MACARIUS CHRYSOCEPHALUS: PARABLE OF THE PRODIGAL SON, LUKE XV. ORATION ON LUKE XV., TOWARDS THE CLOSE.

1. What choral dance and high festival is held in heaven, if there is one that has become an exile and a fugitive from the life led under the Father, knowing not that those who put themselves far from Him shall perish; if he has squandered the gift, and substance, and inheritance of the Father; if there is one whose faith has failed, and whose hope is spent, by rushing along with the Gentiles into the same profligacy of debauchery; and then, famished and destitute, and not even filled with what the swine eat, has arisen and come to his Father!
But the kind Father waits not till the son comes to Him. For perchance he would never be able or venture to approach, did he not find Him gracious. Wherefore, when he merely wishing, when he straightway made a beginning, when he took the first step, while he was yet a great way off, He [the Father] was moved with compassion, and ran, and fell upon his neck and kissed him. And then the son, taking courage, confessed what he had done.
Wherefore the Father bestows on him the glory and honour that was due and meet, putting on him the best robe, the robe of immortality; and a ring, a royal signet and divine seal,--impress of consecration, signature of glory, pledge of testimony (for it is said, "He hath set to his seal that God is true,")[1] and shoes, not those perishable ones which he hath set his foot on holy ground is bidden take off, nor such as he who is sent to preach the kingdom of heaven is forbidden to put on, but such as wear not, and ate suited for the journey to heaven, becoming and adorning the heavenly path, such as unwashed feet never put on, but those which are washed by our Teacher and Lord.
Many, truly, are the shoes of the sinful soul, by which it is bound and cramped. For each man is cramped by the cords of his own sins. Accordingly, Abraham swears to the king of Sodom, "I will not take of all that is thine, from a thread to a shoe-latchet."[2] On account of these being defiled and polluted on the earth, every kind of wrong and selfishness engrosses life. As the Lord reproves Israel by Amos, saying, "For three iniquities of Israel, yea, for four, I will not turn him back; because they have given away the righteous for silver, and the needy for a pair of shoes, which tread upon the dust of the ground."[3]

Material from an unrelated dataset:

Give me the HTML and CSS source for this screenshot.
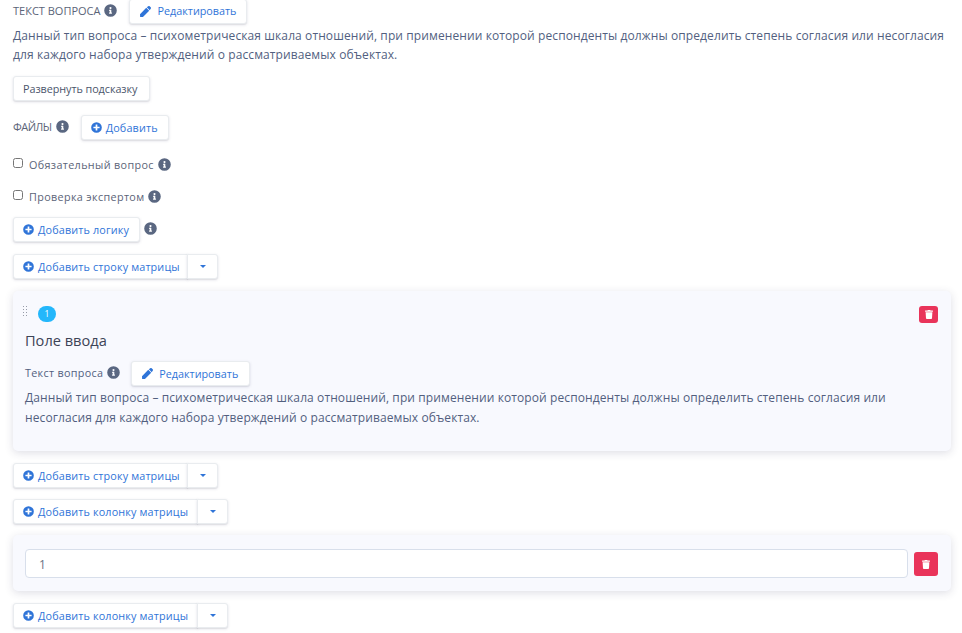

2. Now the shoes which the Father bids the servant give to the repentant son who has be-taken himself to Him, do not impede or drag to the earth (for the earthly tabernacle weighs down the anxious mind); but they are buoyant, and ascending, and waft to heaven, and serve as such a ladder and chariot as he requires who has turned his mind towards the Father. For, beautiful after being first beautifully adorned with all these things without, he enters into the gladness within. For "Bring out" was said by Him who had first said, "While he was yet a great way off, he ran and fell upon his neck." For it is here[4] that all the preparation for entrance to the marriage to which we are invited must be accomplished. He, then, who has been made ready to enter will say, "This my joy is fulfilled."[5] But the unlovely and unsightly man will hear, "Friend, how camest thou in here, without having a wedding garment?"[6] And the fat and unctuous food,--the delicacies abundant and sufficing of the blessed,--the fatted calf is killed; which is also again spoken of as a lamb (not literally); that no one may suppose it small; but it is the great and greatest. For not small is "the Lamb of God who taketh away the sin of the world,"[7] who "was led as a sheep to the slaughter," the sacrifice full of marrow, all whose fat, according to the sacred law, was the Lord's. For He was wholly devoted and consecrated to the Lord; so well grown, and to such excessive size, as to reach and extend over all, and to fill those who eat Him and feed upon Him. For He is both flesh and bread, and has given Himself as both to us to be eaten.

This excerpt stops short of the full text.